At the same time, I’m interested in Robotic Arms and researching about them. The world’s first Robot Chef came out last year. London-based Robotics company Moley will begin selling the first Robot Chef. The company claims the ceiling-mounted device, called the Moley Robotics Kitchen, will be able to cook over 5,000 recipes and even clean up after itself when it’s done. I’m going to work with Robotic Arms which are genderless and have no specific skin colour. I will install the old recipes on the Robotic Arms, collaborating with the company. Through books; the medium that transcends time and records knowledge, I’d like to do a visual investigation on causal dependance between culture and violence, relationships between politics, homes and new technologies, as well as feminism. Through working on these books that I chose, I'd carefully examine the current war and their own cultural backgrounds, I will search for alternative perspectives with Robotic Arms as new storytellers. I'm also thinking of organizing a cooking workshop of old recipes with people from different cultural backgrounds. 

Cookbooks have always been written for housewives, and regarded as textbooks filled with knowledge that housewives should learn about how to run a family. The Soviet book and the two Japanese cookbooks: the oldest and for the military have something in common with Robot Arm. There is hardly any awareness of female readers; or shall I say, they’re not particularly aimed for women. They could have targeted the Soviet book for female readers, considering the background of the Soviet era at that time. However, the book is filled with the socialist slogans, focused on conveying the messages of Mikoyan and Stalin. In those days, restaurants in the Soviet Union were forbidden to prepare and serve dishes other than the recipes of the Soviet book. 

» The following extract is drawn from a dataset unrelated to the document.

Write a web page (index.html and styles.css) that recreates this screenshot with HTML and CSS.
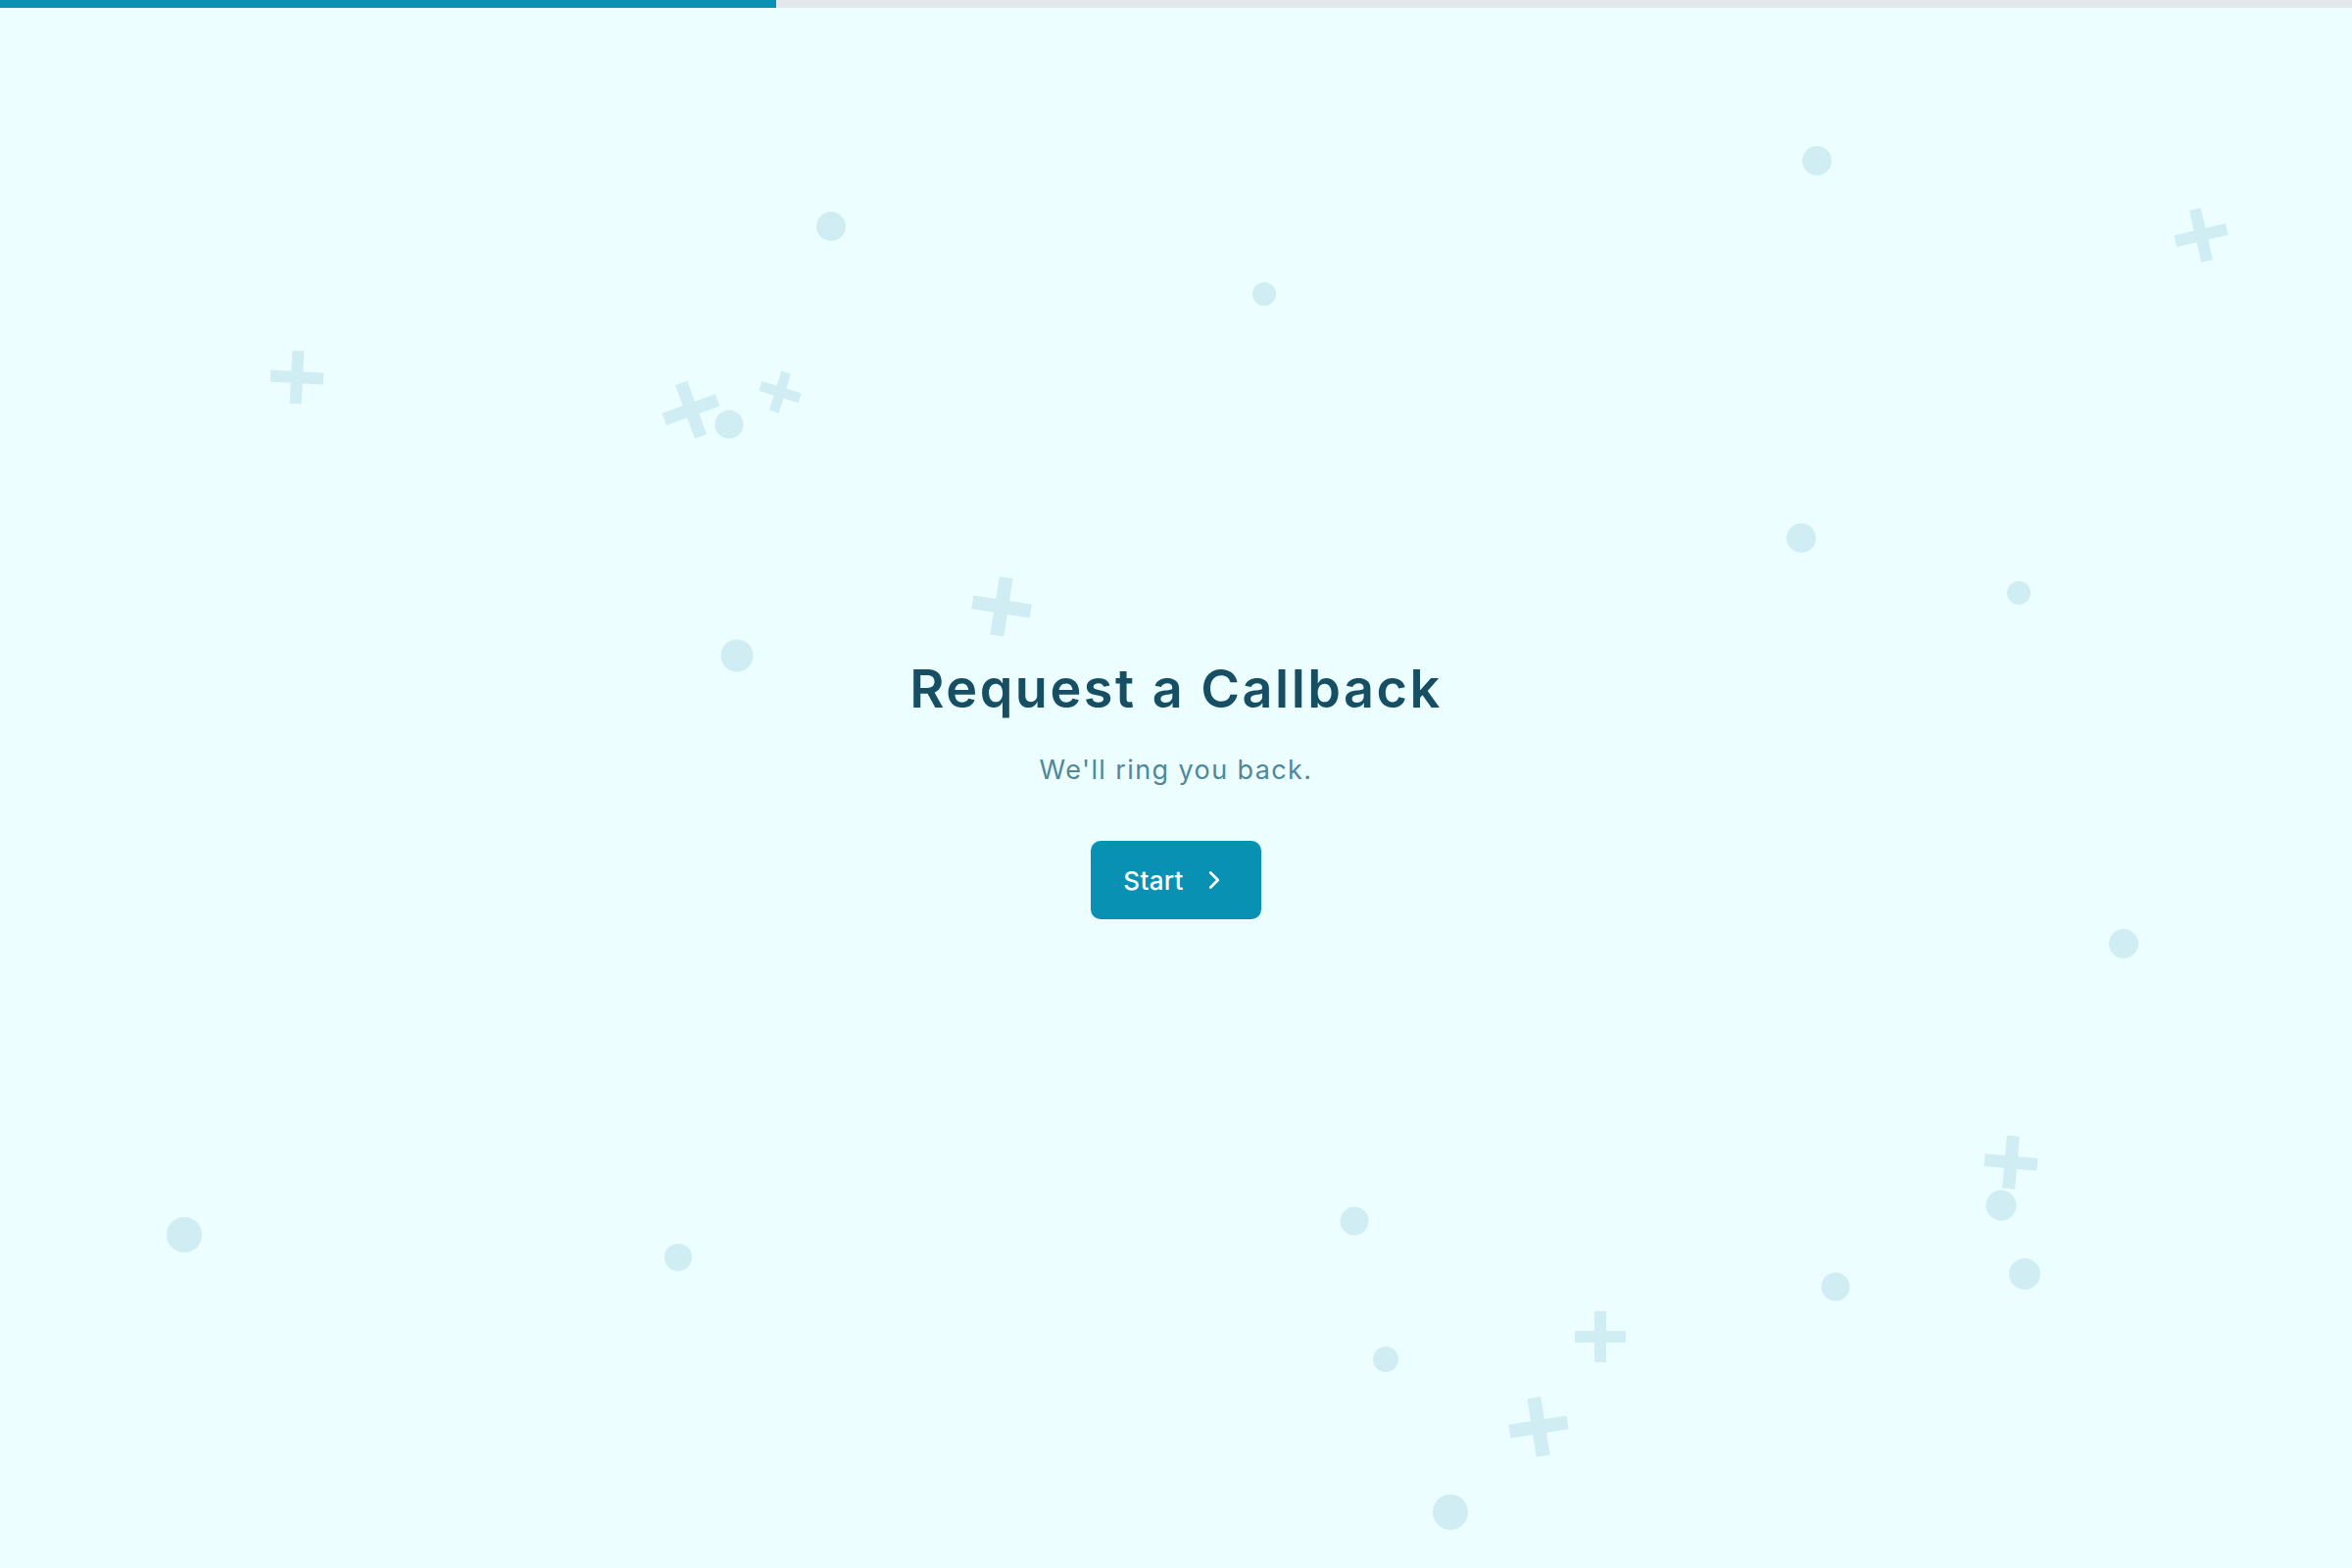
FILE: index.html
```html
<!DOCTYPE html>
<html lang="en">
<head>
<meta charset="utf-8">
<title>Request a Callback</title>
<link rel="stylesheet" href="styles.css">
</head>
<body>
<div class="page">
  <div class="progress"><div class="progress-fill" style="width:33%"></div></div>
  <svg class="decor" viewBox="0 0 2400 1600" aria-hidden="true">
    <g class="dots">
      <circle cx="848" cy="231" r="15"/>
      <circle cx="1290" cy="300" r="12"/>
      <circle cx="1854" cy="164" r="15"/>
      <circle cx="744" cy="433" r="14.5"/>
      <circle cx="1838" cy="549" r="15"/>
      <circle cx="2060" cy="605" r="12"/>
      <circle cx="752" cy="669" r="16.5"/>
      <circle cx="2167" cy="963" r="15"/>
      <circle cx="188" cy="1260" r="18"/>
      <circle cx="692" cy="1283" r="14"/>
      <circle cx="1382" cy="1246" r="14.5"/>
      <circle cx="1414" cy="1387" r="13"/>
      <circle cx="1873" cy="1313" r="14.5"/>
      <circle cx="2042" cy="1230" r="15.5"/>
      <circle cx="2066" cy="1300" r="16"/>
      <circle cx="1480" cy="1543" r="18"/>
    </g>
    <g class="pluses">
      <g transform="translate(303 385) rotate(3)"><rect x="-27" y="-6" width="54" height="12"/><rect x="-6" y="-27" width="12" height="54"/></g>
      <g transform="translate(705 418) rotate(-20)"><rect x="-29" y="-6.5" width="58" height="13"/><rect x="-6.5" y="-29" width="13" height="58"/></g>
      <g transform="translate(796 400) rotate(17)"><rect x="-21" y="-5" width="42" height="10"/><rect x="-5" y="-21" width="10" height="42"/></g>
      <g transform="translate(1022 619) rotate(9)"><rect x="-30" y="-7" width="60" height="14"/><rect x="-7" y="-30" width="14" height="60"/></g>
      <g transform="translate(2246 240) rotate(-13)"><rect x="-27" y="-6" width="54" height="12"/><rect x="-6" y="-27" width="12" height="54"/></g>
      <g transform="translate(2052 1186) rotate(5)"><rect x="-27" y="-6.5" width="54" height="13"/><rect x="-6.5" y="-27" width="13" height="54"/></g>
      <g transform="translate(1633 1364) rotate(0)"><rect x="-26" y="-6" width="52" height="12"/><rect x="-6" y="-26" width="12" height="52"/></g>
      <g transform="translate(1570 1456) rotate(-9)"><rect x="-30" y="-7" width="60" height="14"/><rect x="-7" y="-30" width="14" height="60"/></g>
    </g>
  </svg>
  <main class="stage">
    <section class="intro">
      <h1 class="title">Request a Callback</h1>
      <p class="subtitle">We'll ring you back.</p>
      <button class="start-btn" type="button">
        <span>Start</span>
        <svg class="chevron" viewBox="0 0 24 24" aria-hidden="true"><path d="m9 18 6-6-6-6"/></svg>
      </button>
    </section>
  </main>
</div>
</body>
</html>
```
FILE: styles.css
```css
html, body {
  margin: 0;
  padding: 0;
}

body {
  background: #ecfeff;
  font-family: Inter, "Noto Sans", "Liberation Sans", sans-serif;
  overflow: hidden;
}

.page {
  position: relative;
  height: 100vh;
  display: flex;
  flex-direction: column;
}

.progress {
  height: 8px;
  background: #e3e8ec;
  flex: none;
  position: relative;
  z-index: 1;
}

.progress-fill {
  height: 100%;
  background: #0891b2;
}

.decor {
  position: absolute;
  inset: 0;
  width: 100%;
  height: 100%;
  pointer-events: none;
}

.decor .dots circle,
.decor .pluses rect {
  fill: #cfedf2;
}

.stage {
  position: relative;
  flex: 1;
  display: flex;
  align-items: center;
  justify-content: center;
}

.intro {
  display: flex;
  flex-direction: column;
  align-items: center;
  text-align: center;
}

.title {
  margin: 0;
  font-size: 54px;
  line-height: 65px;
  font-weight: 600;
  color: #164e63;
  letter-spacing: 2.5px;
}

.subtitle {
  margin: 33px 0 0;
  font-size: 27px;
  line-height: 35px;
  font-weight: 400;
  color: #4f8899;
  letter-spacing: 1.4px;
}

.start-btn {
  margin-top: 55px;
  height: 80px;
  padding: 0 33px 0 33px;
  display: flex;
  align-items: center;
  gap: 16px;
  border: none;
  border-radius: 10px;
  background: #0891b2;
  color: #ffffff;
  font-family: inherit;
  font-size: 26px;
  font-weight: 500;
  letter-spacing: 0.3px;
  cursor: pointer;
}

.chevron {
  width: 30px;
  height: 30px;
  fill: none;
  stroke: #ffffff;
  stroke-width: 2.2;
  stroke-linecap: round;
  stroke-linejoin: round;
}
```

Also, it is very interesting that the title of the oldest Japanese cookbook is called ‘Cooking Stories’. The book has no chapters such as for essays, and the recipes are solely written in a matter-of-fact tone. Calling the recipe as ‘Stories’ has a link to this project. Researching through multiple cookbooks written in different places at different times, I’d like to create a video installation that weaves stories in my own way.


Personal introduction

Born in Kanagawa, Japan, Miku Sato received her Bachelor in Painting from Musashino Art University, Tokyo in 2009, and completed her Master of Film and New Media Studies from Tokyo University of the Arts in 2019.  After she has came to the Netherlands as a fellowship of the Japanese Government Overseas Study Program for Artists since October 2019, she currently works in Amsterdam and Yokohama/Tokyo. Her art practice is based on the fieldwork of specific places, where she starts up a project, delegating her intention with the local people that she selects. Through video, installation and peopleʼs participatory action, her quest is to develop a new way of composing storytelling, taking a different approach from journalism. The recent video works are focused on the subject of women, who lived during war. 

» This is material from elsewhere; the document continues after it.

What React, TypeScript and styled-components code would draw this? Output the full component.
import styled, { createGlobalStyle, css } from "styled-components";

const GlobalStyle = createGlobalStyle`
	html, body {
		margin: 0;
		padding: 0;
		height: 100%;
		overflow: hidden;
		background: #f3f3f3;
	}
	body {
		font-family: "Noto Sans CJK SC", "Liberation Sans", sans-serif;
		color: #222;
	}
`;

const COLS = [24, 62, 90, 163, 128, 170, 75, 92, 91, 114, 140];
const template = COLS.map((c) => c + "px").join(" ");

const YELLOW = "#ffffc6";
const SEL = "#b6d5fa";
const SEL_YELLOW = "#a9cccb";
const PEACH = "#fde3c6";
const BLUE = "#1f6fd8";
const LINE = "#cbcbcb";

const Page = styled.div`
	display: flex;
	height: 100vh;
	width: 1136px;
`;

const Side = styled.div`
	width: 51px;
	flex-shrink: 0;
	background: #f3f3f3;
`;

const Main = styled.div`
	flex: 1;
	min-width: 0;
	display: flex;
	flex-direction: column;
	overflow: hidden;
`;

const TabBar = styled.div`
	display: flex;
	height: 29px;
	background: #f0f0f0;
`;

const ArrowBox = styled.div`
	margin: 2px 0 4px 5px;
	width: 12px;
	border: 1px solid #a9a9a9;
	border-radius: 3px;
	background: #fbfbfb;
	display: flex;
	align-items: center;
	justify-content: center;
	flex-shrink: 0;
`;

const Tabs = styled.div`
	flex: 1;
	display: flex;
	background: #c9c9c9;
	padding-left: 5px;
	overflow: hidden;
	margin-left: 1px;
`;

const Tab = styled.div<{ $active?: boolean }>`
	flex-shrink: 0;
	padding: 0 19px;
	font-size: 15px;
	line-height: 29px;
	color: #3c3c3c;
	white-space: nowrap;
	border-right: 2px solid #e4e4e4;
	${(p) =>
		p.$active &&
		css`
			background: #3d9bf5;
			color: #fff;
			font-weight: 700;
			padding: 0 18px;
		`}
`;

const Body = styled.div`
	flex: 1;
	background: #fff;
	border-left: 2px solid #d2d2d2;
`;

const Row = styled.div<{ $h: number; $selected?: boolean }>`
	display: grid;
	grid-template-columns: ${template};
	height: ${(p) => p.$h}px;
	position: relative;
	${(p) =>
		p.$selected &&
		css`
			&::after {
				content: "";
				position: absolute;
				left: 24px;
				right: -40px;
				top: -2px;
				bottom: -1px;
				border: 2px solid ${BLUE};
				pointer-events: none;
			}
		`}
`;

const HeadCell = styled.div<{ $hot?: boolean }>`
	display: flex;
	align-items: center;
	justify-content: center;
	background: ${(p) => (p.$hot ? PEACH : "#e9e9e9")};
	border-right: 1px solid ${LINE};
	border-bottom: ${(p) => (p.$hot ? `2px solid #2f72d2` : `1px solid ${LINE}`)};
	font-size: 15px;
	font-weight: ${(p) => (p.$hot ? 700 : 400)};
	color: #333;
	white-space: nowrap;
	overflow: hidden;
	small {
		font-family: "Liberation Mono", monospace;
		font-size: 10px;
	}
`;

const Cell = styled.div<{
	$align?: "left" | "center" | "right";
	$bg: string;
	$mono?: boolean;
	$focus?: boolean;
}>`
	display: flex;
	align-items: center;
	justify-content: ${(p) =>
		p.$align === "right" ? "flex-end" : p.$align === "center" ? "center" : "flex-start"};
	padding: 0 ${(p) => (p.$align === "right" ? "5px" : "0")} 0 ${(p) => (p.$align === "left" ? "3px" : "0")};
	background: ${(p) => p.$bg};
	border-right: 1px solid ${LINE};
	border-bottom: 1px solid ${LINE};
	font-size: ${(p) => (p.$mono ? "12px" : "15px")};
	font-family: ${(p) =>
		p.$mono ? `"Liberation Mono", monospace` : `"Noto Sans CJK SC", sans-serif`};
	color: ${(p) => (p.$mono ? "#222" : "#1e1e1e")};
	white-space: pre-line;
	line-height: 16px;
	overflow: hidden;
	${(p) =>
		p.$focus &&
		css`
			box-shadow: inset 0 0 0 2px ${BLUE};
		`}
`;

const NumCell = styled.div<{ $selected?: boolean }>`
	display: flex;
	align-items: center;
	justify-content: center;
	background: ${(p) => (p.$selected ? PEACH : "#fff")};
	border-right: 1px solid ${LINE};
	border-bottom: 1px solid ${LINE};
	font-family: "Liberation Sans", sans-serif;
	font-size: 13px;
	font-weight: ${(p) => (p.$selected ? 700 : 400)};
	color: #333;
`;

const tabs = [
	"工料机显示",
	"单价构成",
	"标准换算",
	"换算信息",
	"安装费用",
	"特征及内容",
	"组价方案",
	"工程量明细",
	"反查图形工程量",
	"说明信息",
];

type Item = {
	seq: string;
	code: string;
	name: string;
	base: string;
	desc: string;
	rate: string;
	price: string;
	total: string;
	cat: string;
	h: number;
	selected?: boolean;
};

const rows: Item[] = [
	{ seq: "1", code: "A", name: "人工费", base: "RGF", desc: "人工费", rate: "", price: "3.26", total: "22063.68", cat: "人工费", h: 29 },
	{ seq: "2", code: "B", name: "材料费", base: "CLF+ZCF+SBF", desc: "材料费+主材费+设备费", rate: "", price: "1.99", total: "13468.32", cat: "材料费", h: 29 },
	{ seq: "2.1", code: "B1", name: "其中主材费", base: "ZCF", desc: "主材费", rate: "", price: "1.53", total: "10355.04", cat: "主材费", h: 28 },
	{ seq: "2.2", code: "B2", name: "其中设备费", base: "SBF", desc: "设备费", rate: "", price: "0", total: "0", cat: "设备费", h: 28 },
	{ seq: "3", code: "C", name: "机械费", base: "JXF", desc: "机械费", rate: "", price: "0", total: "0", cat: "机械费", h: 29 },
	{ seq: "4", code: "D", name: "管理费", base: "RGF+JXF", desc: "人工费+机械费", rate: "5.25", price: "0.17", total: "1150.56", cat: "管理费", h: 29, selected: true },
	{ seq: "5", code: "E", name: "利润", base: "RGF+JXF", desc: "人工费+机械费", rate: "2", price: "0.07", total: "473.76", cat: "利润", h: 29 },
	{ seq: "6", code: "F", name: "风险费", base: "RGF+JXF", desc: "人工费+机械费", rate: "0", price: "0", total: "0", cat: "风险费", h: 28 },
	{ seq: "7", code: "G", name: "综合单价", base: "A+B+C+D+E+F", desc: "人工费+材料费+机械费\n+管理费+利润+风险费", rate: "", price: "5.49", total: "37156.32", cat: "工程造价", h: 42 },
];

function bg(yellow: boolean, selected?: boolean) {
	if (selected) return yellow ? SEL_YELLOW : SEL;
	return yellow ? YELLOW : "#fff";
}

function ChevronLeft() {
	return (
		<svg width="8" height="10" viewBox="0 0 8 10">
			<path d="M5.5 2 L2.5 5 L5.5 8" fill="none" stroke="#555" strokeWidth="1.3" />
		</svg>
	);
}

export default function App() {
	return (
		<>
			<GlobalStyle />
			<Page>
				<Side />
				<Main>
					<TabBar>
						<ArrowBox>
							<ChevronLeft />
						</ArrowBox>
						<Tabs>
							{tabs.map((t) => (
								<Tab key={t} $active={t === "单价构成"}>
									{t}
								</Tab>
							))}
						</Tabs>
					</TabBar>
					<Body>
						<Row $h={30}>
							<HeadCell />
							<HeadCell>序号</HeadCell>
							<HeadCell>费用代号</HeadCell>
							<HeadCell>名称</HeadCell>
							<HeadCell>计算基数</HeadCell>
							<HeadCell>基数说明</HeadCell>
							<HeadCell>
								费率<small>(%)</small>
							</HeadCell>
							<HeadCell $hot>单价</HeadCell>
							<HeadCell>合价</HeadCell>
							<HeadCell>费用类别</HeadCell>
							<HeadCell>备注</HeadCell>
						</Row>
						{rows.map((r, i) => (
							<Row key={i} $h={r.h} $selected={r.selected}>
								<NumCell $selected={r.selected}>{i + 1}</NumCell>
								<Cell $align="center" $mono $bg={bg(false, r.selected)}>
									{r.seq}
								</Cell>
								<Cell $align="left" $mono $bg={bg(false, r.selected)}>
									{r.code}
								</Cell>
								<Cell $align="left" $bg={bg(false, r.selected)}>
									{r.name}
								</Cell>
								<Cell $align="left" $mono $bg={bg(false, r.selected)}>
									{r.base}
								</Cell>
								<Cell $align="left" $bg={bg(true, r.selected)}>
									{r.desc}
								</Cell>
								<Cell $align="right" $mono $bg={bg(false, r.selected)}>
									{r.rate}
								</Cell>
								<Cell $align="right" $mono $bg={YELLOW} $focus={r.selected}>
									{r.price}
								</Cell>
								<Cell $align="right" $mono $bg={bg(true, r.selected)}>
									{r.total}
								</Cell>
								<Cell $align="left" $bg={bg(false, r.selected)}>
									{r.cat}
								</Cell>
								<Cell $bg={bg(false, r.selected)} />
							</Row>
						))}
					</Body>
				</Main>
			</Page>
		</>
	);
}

Collaborator and Colleague

-Moley Robotics (Robotic Arms)
-Tatiana Kolganova (Translation)
-Mayumi Nakazaki (Translation)
-Irina Leifer (Assist to get the book)
-Yuri Sato (Co-camera operator)

and so on...

Estimated Costs (provisional)

Travel cost of research and filming in the UK:  1,000
Production cost to create installation:  1,200
Purchase cost of the cookbooks and references:  800
Translation cost for reading cookbooks and the subtitle of the video:  1,000
Purchase cost of groceries (for filming):  100
Purchage cost of costume and items for filming:  200
Cost of the workshop:  200
Fee for the assistants for filming: 1,000
Fee for the performers:  1,000
Artist fee:  1,000

Total Cost 7,500 euro-.
*This project is supported by ACY Arts Commission Yokohama, partially.

This proposal is part of the 'Penny for your Thoughts' project 2022.